_Stored data_.
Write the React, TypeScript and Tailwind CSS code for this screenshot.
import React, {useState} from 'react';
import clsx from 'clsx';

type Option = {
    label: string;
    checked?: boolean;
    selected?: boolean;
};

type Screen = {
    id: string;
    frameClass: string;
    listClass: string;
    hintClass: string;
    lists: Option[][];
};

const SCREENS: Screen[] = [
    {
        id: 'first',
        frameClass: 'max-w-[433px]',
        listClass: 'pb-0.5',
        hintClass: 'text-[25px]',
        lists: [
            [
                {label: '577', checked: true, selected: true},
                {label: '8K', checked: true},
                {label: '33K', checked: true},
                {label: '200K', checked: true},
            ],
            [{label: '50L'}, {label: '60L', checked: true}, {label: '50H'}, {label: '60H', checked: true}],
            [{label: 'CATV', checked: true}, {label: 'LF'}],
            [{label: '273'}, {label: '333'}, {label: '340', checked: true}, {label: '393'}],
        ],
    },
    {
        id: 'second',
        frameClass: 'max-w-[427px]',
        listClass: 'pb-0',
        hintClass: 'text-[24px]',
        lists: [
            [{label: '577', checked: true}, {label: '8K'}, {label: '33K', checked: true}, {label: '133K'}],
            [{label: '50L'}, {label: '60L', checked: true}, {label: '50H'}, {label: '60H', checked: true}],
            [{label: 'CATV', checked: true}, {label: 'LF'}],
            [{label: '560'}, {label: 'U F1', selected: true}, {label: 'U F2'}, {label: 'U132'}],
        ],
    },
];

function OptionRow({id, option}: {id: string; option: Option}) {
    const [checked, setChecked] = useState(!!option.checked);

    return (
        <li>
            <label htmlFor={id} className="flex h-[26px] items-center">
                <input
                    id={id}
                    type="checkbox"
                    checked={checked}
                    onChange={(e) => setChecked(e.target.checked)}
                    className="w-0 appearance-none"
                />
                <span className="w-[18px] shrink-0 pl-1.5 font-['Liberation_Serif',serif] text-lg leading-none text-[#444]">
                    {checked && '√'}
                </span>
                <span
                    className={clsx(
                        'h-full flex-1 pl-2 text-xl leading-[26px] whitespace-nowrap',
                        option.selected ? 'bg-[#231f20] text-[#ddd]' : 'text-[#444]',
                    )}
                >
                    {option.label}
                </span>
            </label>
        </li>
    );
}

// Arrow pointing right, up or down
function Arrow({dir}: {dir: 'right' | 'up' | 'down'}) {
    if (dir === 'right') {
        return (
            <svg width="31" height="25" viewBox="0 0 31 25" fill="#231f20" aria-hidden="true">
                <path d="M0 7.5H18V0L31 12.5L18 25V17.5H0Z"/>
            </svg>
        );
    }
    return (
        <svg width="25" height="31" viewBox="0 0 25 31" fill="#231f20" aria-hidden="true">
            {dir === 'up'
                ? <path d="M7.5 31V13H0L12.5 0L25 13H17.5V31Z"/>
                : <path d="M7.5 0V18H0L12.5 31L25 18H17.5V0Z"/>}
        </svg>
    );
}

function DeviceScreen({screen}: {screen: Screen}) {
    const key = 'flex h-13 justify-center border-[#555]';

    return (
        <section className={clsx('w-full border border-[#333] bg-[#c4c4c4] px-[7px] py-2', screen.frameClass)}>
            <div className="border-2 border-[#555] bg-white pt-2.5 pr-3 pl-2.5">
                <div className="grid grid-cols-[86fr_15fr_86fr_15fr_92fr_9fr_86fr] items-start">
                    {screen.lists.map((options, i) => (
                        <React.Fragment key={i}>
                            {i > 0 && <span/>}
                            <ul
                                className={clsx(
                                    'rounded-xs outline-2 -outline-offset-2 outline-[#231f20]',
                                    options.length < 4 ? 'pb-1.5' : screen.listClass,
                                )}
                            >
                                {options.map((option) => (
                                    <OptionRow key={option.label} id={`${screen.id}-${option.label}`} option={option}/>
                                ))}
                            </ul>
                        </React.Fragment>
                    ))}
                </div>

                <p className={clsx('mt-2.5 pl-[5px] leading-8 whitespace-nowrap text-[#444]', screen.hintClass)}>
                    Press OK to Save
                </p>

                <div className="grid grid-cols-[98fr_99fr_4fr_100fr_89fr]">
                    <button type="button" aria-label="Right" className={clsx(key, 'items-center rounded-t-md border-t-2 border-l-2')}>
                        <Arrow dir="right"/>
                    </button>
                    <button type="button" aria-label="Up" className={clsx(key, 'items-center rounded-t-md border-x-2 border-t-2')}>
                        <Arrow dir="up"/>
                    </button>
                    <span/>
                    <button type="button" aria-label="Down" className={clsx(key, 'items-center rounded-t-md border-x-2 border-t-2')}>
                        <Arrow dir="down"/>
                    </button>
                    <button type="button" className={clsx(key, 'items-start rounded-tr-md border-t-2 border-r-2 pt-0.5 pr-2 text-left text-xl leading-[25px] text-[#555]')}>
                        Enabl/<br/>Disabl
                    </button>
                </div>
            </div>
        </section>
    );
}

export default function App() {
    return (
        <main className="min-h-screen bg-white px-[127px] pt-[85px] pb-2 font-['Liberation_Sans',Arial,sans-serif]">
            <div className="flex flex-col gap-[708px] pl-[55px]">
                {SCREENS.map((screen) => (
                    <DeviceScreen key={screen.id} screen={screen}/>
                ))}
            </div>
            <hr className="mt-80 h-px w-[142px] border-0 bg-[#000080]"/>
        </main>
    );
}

_Goal_. Reproduce the material verbatim, line by line.

_Response to the task_.
Write the React, TypeScript and Tailwind CSS code for this screenshot.
import React, {useState} from 'react';
import clsx from 'clsx';

type Option = {
    label: string;
    checked?: boolean;
    selected?: boolean;
};

type Screen = {
    id: string;
    frameClass: string;
    listClass: string;
    hintClass: string;
    lists: Option[][];
};

const SCREENS: Screen[] = [
    {
        id: 'first',
        frameClass: 'max-w-[433px]',
        listClass: 'pb-0.5',
        hintClass: 'text-[25px]',
        lists: [
            [
                {label: '577', checked: true, selected: true},
                {label: '8K', checked: true},
                {label: '33K', checked: true},
                {label: '200K', checked: true},
            ],
            [{label: '50L'}, {label: '60L', checked: true}, {label: '50H'}, {label: '60H', checked: true}],
            [{label: 'CATV', checked: true}, {label: 'LF'}],
            [{label: '273'}, {label: '333'}, {label: '340', checked: true}, {label: '393'}],
        ],
    },
    {
        id: 'second',
        frameClass: 'max-w-[427px]',
        listClass: 'pb-0',
        hintClass: 'text-[24px]',
        lists: [
            [{label: '577', checked: true}, {label: '8K'}, {label: '33K', checked: true}, {label: '133K'}],
            [{label: '50L'}, {label: '60L', checked: true}, {label: '50H'}, {label: '60H', checked: true}],
            [{label: 'CATV', checked: true}, {label: 'LF'}],
            [{label: '560'}, {label: 'U F1', selected: true}, {label: 'U F2'}, {label: 'U132'}],
        ],
    },
];

function OptionRow({id, option}: {id: string; option: Option}) {
    const [checked, setChecked] = useState(!!option.checked);

    return (
        <li>
            <label htmlFor={id} className="flex h-[26px] items-center">
                <input
                    id={id}
                    type="checkbox"
                    checked={checked}
                    onChange={(e) => setChecked(e.target.checked)}
                    className="w-0 appearance-none"
                />
                <span className="w-[18px] shrink-0 pl-1.5 font-['Liberation_Serif',serif] text-lg leading-none text-[#444]">
                    {checked && '√'}
                </span>
                <span
                    className={clsx(
                        'h-full flex-1 pl-2 text-xl leading-[26px] whitespace-nowrap',
                        option.selected ? 'bg-[#231f20] text-[#ddd]' : 'text-[#444]',
                    )}
                >
                    {option.label}
                </span>
            </label>
        </li>
    );
}

// Arrow pointing right, up or down
function Arrow({dir}: {dir: 'right' | 'up' | 'down'}) {
    if (dir === 'right') {
        return (
            <svg width="31" height="25" viewBox="0 0 31 25" fill="#231f20" aria-hidden="true">
                <path d="M0 7.5H18V0L31 12.5L18 25V17.5H0Z"/>
            </svg>
        );
    }
    return (
        <svg width="25" height="31" viewBox="0 0 25 31" fill="#231f20" aria-hidden="true">
            {dir === 'up'
                ? <path d="M7.5 31V13H0L12.5 0L25 13H17.5V31Z"/>
                : <path d="M7.5 0V18H0L12.5 31L25 18H17.5V0Z"/>}
        </svg>
    );
}

function DeviceScreen({screen}: {screen: Screen}) {
    const key = 'flex h-13 justify-center border-[#555]';

    return (
        <section className={clsx('w-full border border-[#333] bg-[#c4c4c4] px-[7px] py-2', screen.frameClass)}>
            <div className="border-2 border-[#555] bg-white pt-2.5 pr-3 pl-2.5">
                <div className="grid grid-cols-[86fr_15fr_86fr_15fr_92fr_9fr_86fr] items-start">
                    {screen.lists.map((options, i) => (
                        <React.Fragment key={i}>
                            {i > 0 && <span/>}
                            <ul
                                className={clsx(
                                    'rounded-xs outline-2 -outline-offset-2 outline-[#231f20]',
                                    options.length < 4 ? 'pb-1.5' : screen.listClass,
                                )}
                            >
                                {options.map((option) => (
                                    <OptionRow key={option.label} id={`${screen.id}-${option.label}`} option={option}/>
                                ))}
                            </ul>
                        </React.Fragment>
                    ))}
                </div>

                <p className={clsx('mt-2.5 pl-[5px] leading-8 whitespace-nowrap text-[#444]', screen.hintClass)}>
                    Press OK to Save
                </p>

                <div className="grid grid-cols-[98fr_99fr_4fr_100fr_89fr]">
                    <button type="button" aria-label="Right" className={clsx(key, 'items-center rounded-t-md border-t-2 border-l-2')}>
                        <Arrow dir="right"/>
                    </button>
                    <button type="button" aria-label="Up" className={clsx(key, 'items-center rounded-t-md border-x-2 border-t-2')}>
                        <Arrow dir="up"/>
                    </button>
                    <span/>
                    <button type="button" aria-label="Down" className={clsx(key, 'items-center rounded-t-md border-x-2 border-t-2')}>
                        <Arrow dir="down"/>
                    </button>
                    <button type="button" className={clsx(key, 'items-start rounded-tr-md border-t-2 border-r-2 pt-0.5 pr-2 text-left text-xl leading-[25px] text-[#555]')}>
                        Enabl/<br/>Disabl
                    </button>
                </div>
            </div>
        </section>
    );
}

export default function App() {
    return (
        <main className="min-h-screen bg-white px-[127px] pt-[85px] pb-2 font-['Liberation_Sans',Arial,sans-serif]">
            <div className="flex flex-col gap-[708px] pl-[55px]">
                {SCREENS.map((screen) => (
                    <DeviceScreen key={screen.id} screen={screen}/>
                ))}
            </div>
            <hr className="mt-80 h-px w-[142px] border-0 bg-[#000080]"/>
        </main>
    );
}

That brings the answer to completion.